Reason two: Acree claims that “getting smoke all over you at a dive bar or a show venue is just part of the experience, and smelling it in your hair the day after, while you walk weary-eyed into the workplace, is no worse than not being able to wash that entrance stamp off the back of your hand.” And I agree that it is part of the experience. A disgusting, frustrating, and off-putting part of the experience. But in addition to being vomitous, that stale-nicotine smell clinging to your hair when you get home is actually also quite dangerous. According to a January article in the New York Times, this so called third-hand smoke “includes heavy metals, carcinogens and even radioactive materials”. Radioactive materials. That, for those of you who don’t know, is what happens after an atomic bomb explodes. Radioactive materials. This means that even if I spend only a few minutes at a smoky bar, the danger to my health does not end when I walk out the door. It follows me home.
Reason three: Really, it comes down to individual rights, to which I alluded in reason one. My understanding is that in this country, our understanding of “freedom” is this: we are each entitled to the right to do whatever we choose until our actions infringe on other’s rights to do the same. For this reason, we outlaw certain things such as murder or assault. I do not have the right to kill another citizen because it ultimately will prevent them from enjoying their own rights. Now I’m not quite saying that smoking in a bar is equal to murder (though the argument could plausibly be made).
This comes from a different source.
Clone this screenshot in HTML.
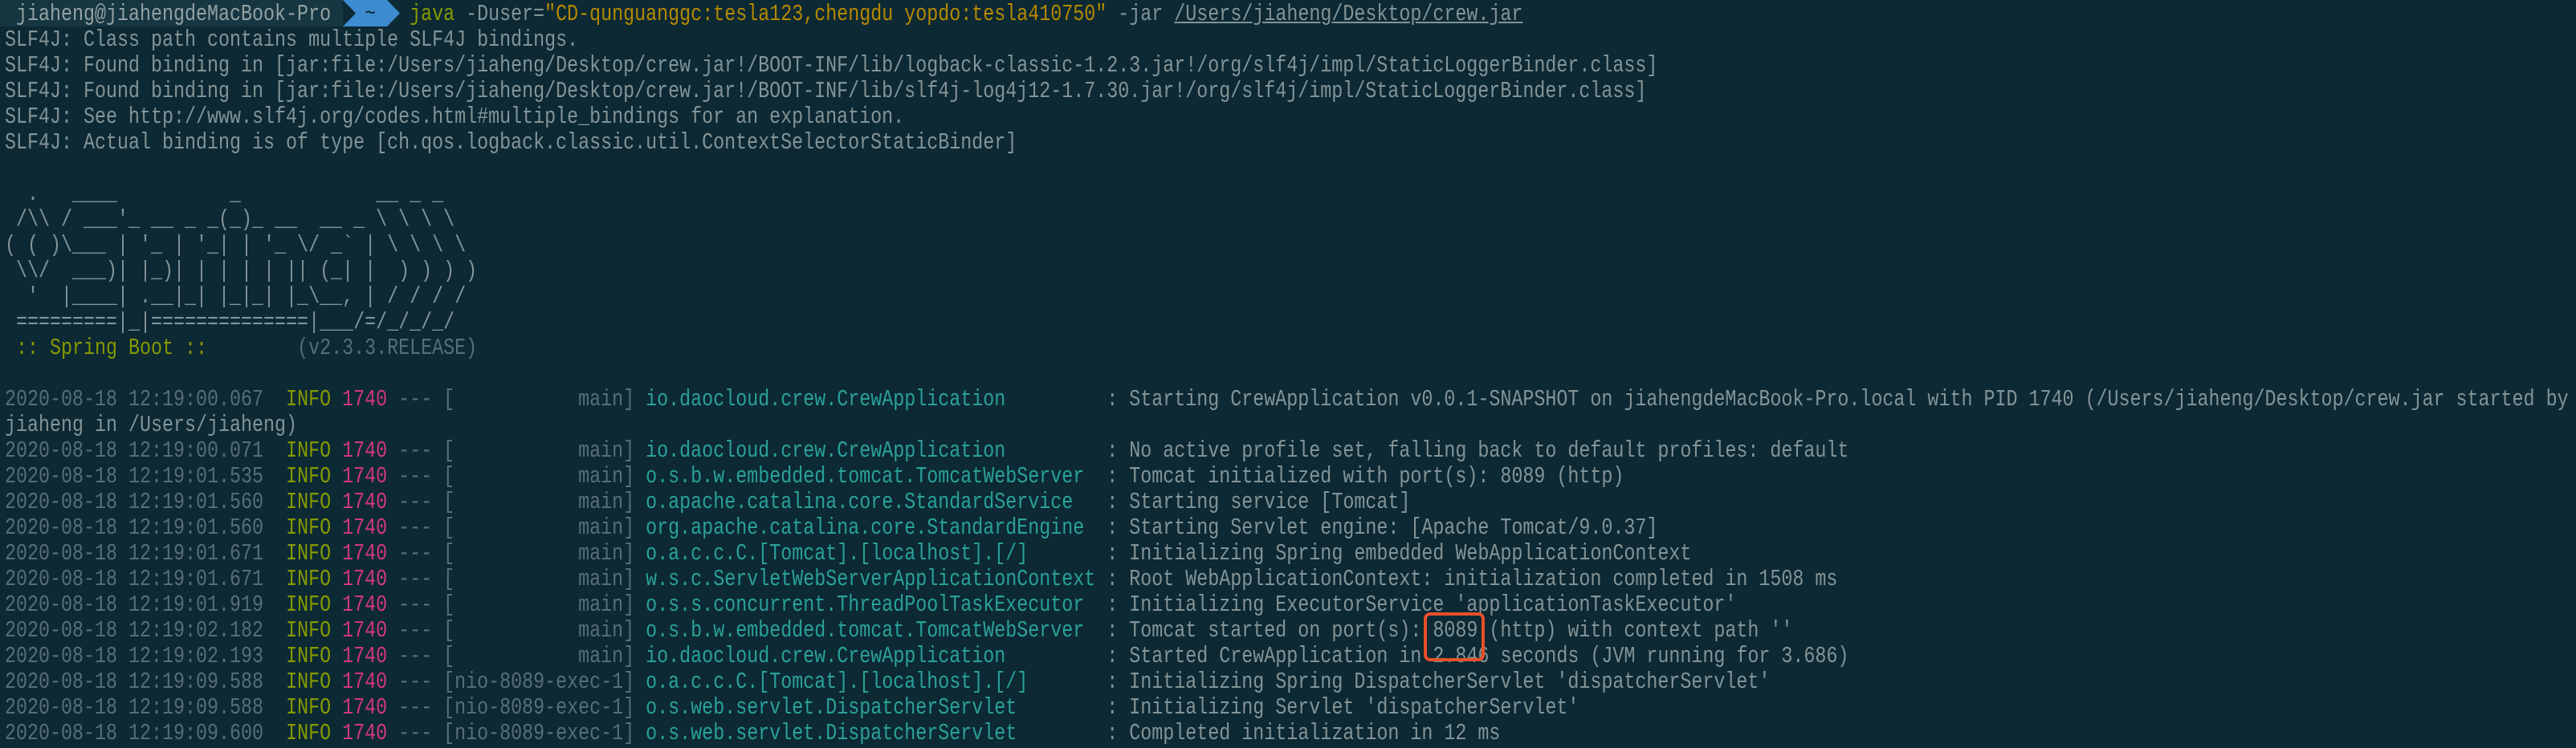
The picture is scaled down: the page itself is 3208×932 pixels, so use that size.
<!DOCTYPE html>
<html><head><meta charset="utf-8"><style>
html,body{margin:0;padding:0;background:#0c2934;width:3208px;height:932px;overflow:hidden}
#t{position:absolute;left:6px;top:2px;width:3990px;transform:scaleX(0.8046);transform-origin:0 0;font-family:"Liberation Mono",monospace;font-size:29px;color:#839496}
.r{height:32px;line-height:32px;white-space:pre}
.d{color:#586e75}.g{color:#859900}.m{color:#d33682}.c{color:#2aa198}.y{color:#b58900}
.l{display:inline-block;width:40ch;color:#2aa198}
#bar{position:absolute;left:0;top:0;width:427px;height:33px;background:#163642}
#box{position:absolute;left:1773px;top:763px;width:68px;height:53px;border:4px solid #e8502a;border-radius:8px}
</style></head><body>
<div id="bar"></div>
<svg style="position:absolute;left:0;top:0" width="520" height="33"><polygon points="427,0 482,0 498,16.5 482,33 427,33 443,16.5" fill="#3d8bd0"/></svg>
<div id="t">
<div class="r"><span style="color:#93a1a1"> jiaheng@jiahengdeMacBook-Pro</span>   <span style="color:#0c2934">~</span>   <span class="g">java</span> -Duser=<span class="y">"CD-qunguanggc:tesla123,chengdu yopdo:tesla410750"</span> -jar <span style="text-decoration:underline">/Users/jiaheng/Desktop/crew.jar</span></div>
<div class="r">SLF4J: Class path contains multiple SLF4J bindings.</div>
<div class="r">SLF4J: Found binding in [jar:file:/Users/jiaheng/Desktop/crew.jar!/BOOT-INF/lib/logback-classic-1.2.3.jar!/org/slf4j/impl/StaticLoggerBinder.class]</div>
<div class="r">SLF4J: Found binding in [jar:file:/Users/jiaheng/Desktop/crew.jar!/BOOT-INF/lib/slf4j-log4j12-1.7.30.jar!/org/slf4j/impl/StaticLoggerBinder.class]</div>
<div class="r">SLF4J: See http://www.slf4j.org/codes.html#multiple_bindings for an explanation.</div>
<div class="r">SLF4J: Actual binding is of type [ch.qos.logback.classic.util.ContextSelectorStaticBinder]</div>
<div class="r"> </div>
<div class="r">  .   ____          _            __ _ _</div>
<div class="r"> /\\ / ___'_ __ _ _(_)_ __  __ _ \ \ \ \</div>
<div class="r">( ( )\___ | '_ | '_| | '_ \/ _` | \ \ \ \</div>
<div class="r"> \\/  ___)| |_)| | | | | || (_| |  ) ) ) )</div>
<div class="r">  '  |____| .__|_| |_|_| |_\__, | / / / /</div>
<div class="r"> =========|_|==============|___/=/_/_/_/</div>
<div class="r"><span class="g"> :: Spring Boot :: </span>       <span class="d">(v2.3.3.RELEASE)</span></div>
<div class="r"> </div>
<div class="r"><span class="d">2020-08-18 12:19:00.067</span>  <span class="g">INFO</span> <span class="m">1740</span> <span class="d">--- [           main]</span> <span class="l">io.daocloud.crew.CrewApplication</span> : Starting CrewApplication v0.0.1-SNAPSHOT on jiahengdeMacBook-Pro.local with PID 1740 (/Users/jiaheng/Desktop/crew.jar started by</div>
<div class="r">jiaheng in /Users/jiaheng)</div>
<div class="r"><span class="d">2020-08-18 12:19:00.071</span>  <span class="g">INFO</span> <span class="m">1740</span> <span class="d">--- [           main]</span> <span class="l">io.daocloud.crew.CrewApplication</span> : No active profile set, falling back to default profiles: default</div>
<div class="r"><span class="d">2020-08-18 12:19:01.535</span>  <span class="g">INFO</span> <span class="m">1740</span> <span class="d">--- [           main]</span> <span class="l">o.s.b.w.embedded.tomcat.TomcatWebServer</span> : Tomcat initialized with port(s): 8089 (http)</div>
<div class="r"><span class="d">2020-08-18 12:19:01.560</span>  <span class="g">INFO</span> <span class="m">1740</span> <span class="d">--- [           main]</span> <span class="l">o.apache.catalina.core.StandardService</span> : Starting service [Tomcat]</div>
<div class="r"><span class="d">2020-08-18 12:19:01.560</span>  <span class="g">INFO</span> <span class="m">1740</span> <span class="d">--- [           main]</span> <span class="l">org.apache.catalina.core.StandardEngine</span> : Starting Servlet engine: [Apache Tomcat/9.0.37]</div>
<div class="r"><span class="d">2020-08-18 12:19:01.671</span>  <span class="g">INFO</span> <span class="m">1740</span> <span class="d">--- [           main]</span> <span class="l">o.a.c.c.C.[Tomcat].[localhost].[/]</span> : Initializing Spring embedded WebApplicationContext</div>
<div class="r"><span class="d">2020-08-18 12:19:01.671</span>  <span class="g">INFO</span> <span class="m">1740</span> <span class="d">--- [           main]</span> <span class="l">w.s.c.ServletWebServerApplicationContext</span> : Root WebApplicationContext: initialization completed in 1508 ms</div>
<div class="r"><span class="d">2020-08-18 12:19:01.919</span>  <span class="g">INFO</span> <span class="m">1740</span> <span class="d">--- [           main]</span> <span class="l">o.s.s.concurrent.ThreadPoolTaskExecutor</span> : Initializing ExecutorService 'applicationTaskExecutor'</div>
<div class="r"><span class="d">2020-08-18 12:19:02.182</span>  <span class="g">INFO</span> <span class="m">1740</span> <span class="d">--- [           main]</span> <span class="l">o.s.b.w.embedded.tomcat.TomcatWebServer</span> : Tomcat started on port(s): 8089 (http) with context path ''</div>
<div class="r"><span class="d">2020-08-18 12:19:02.193</span>  <span class="g">INFO</span> <span class="m">1740</span> <span class="d">--- [           main]</span> <span class="l">io.daocloud.crew.CrewApplication</span> : Started CrewApplication in 2.846 seconds (JVM running for 3.686)</div>
<div class="r"><span class="d">2020-08-18 12:19:09.588</span>  <span class="g">INFO</span> <span class="m">1740</span> <span class="d">--- [nio-8089-exec-1]</span> <span class="l">o.a.c.c.C.[Tomcat].[localhost].[/]</span> : Initializing Spring DispatcherServlet 'dispatcherServlet'</div>
<div class="r"><span class="d">2020-08-18 12:19:09.588</span>  <span class="g">INFO</span> <span class="m">1740</span> <span class="d">--- [nio-8089-exec-1]</span> <span class="l">o.s.web.servlet.DispatcherServlet</span> : Initializing Servlet 'dispatcherServlet'</div>
<div class="r"><span class="d">2020-08-18 12:19:09.600</span>  <span class="g">INFO</span> <span class="m">1740</span> <span class="d">--- [nio-8089-exec-1]</span> <span class="l">o.s.web.servlet.DispatcherServlet</span> : Completed initialization in 12 ms</div>
</div>
<div id="box"></div>
</body></html>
I’m simply saying that a person’s right to smoke in public infringes on their neighbor’s right to not smoke. This is where the line should be drawn. Frankly, I would be more comfortable with a person injecting heroin or snorting cocaine while sitting at the bar stool next to me because in this case, I would have the opportunity to exercise my right to not ingest harmful chemicals. I believe that I should have the same entitlement claimed by zealous smokers to enjoy an evening at a bar. As it stands now, I don’t.
So, to the smokers… kindly get out of my face and smoke somewhere else.
And to my good friend Acree, you might want to rethink your argument, for if you continue to be a second-hand smoker, it may turn out that the only whining noises you hear will be coming from your tar-marinated lungs.